When an employer breaches the provisions of section 33 of the 1947 Act or of section 22 of the 1950 Act, the workmen who are affected inevitably acquire a grievance. The Court described this grievance as having two distinct components. First, the workmen suffer because the employer has acted against them without obtaining the written permission of the authority that the statutes require, thereby stripping them of the protective measure that the legislature intended to shield them from victimisation. Second, beyond this statutory grievance, the workmen may possess an additional grievance on the merits, which can be of far greater seriousness. This second grievance arises where, in reality, the employer’s arbitrary action has unfairly prejudiced the workmen’s interests.

The statutes in question expressly grant the workmen the right to approach the designated authority by filing a complaint. This entitlement is a special benefit, for apart from the provisions of these sections, the workmen do not possess any general right to refer a dispute for adjudication. The complaint must be lodged in the manner prescribed by the relevant rules. Under the Industrial Disputes (Central) Rules, 1947, rule 51-A requires the use of Form DD, which is framed under section 38 of the 1947 Act. In parallel, the 1950 Act requires the use of Form E under section 35. Both forms obligate the complainant workmen to set out, in their petition, not only the manner in which the alleged breach occurred but also the specific grounds on which the employer’s order or act is being challenged.

This procedural requirement demonstrates that the authority receiving the complaint must consider two distinct issues: first, whether a breach of the statutory provision has indeed taken place; and second, the merits of the employer’s act or order that is being contested. The statutes further clarify the nature of the authority’s jurisdiction. Section 33-A of the 1947 Act directs the authority to adjudicate the complaint “as if it were a dispute referred to or pending before it.” Likewise, section 23 of the 1950 Act directs the authority to decide the complaint “as if it were an appeal pending before it.” These language choices convey that the authority’s jurisdiction extends beyond merely determining whether the employer failed to obtain the required permission. The authority must also examine the substantive merits of the complaint and, where appropriate, grant suitable relief.

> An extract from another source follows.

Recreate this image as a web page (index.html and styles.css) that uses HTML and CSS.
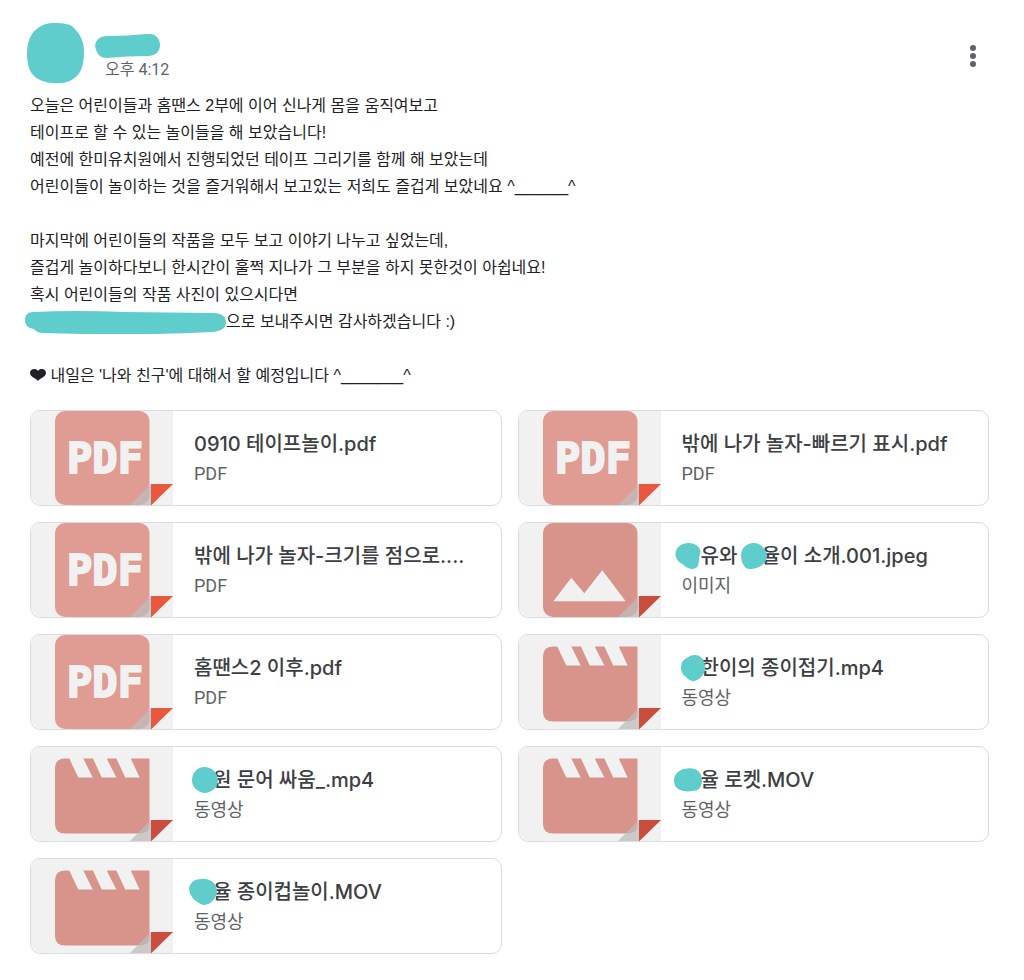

The Court rejected the extreme argument that, under section 33-A of the 1947 Act, the Tribunal’s only duty upon finding a breach is to issue a declaratory statement, leaving the workmen to pursue further steps on their own. This narrow view was expressly disapproved in the Labour Appellate Tribunal’s decision in Serampore Belting Mazdoor Union v. Serampore Belting Co., Ltd. and was also repudiated by the Bombay High Court in Batuk K. Vyas v. Surat Borough Municipality. Both authorities affirmed that the Tribunal must go beyond a mere declaration and address the substantive aspects of the complaint, thereby providing the workmen with effective remedial relief.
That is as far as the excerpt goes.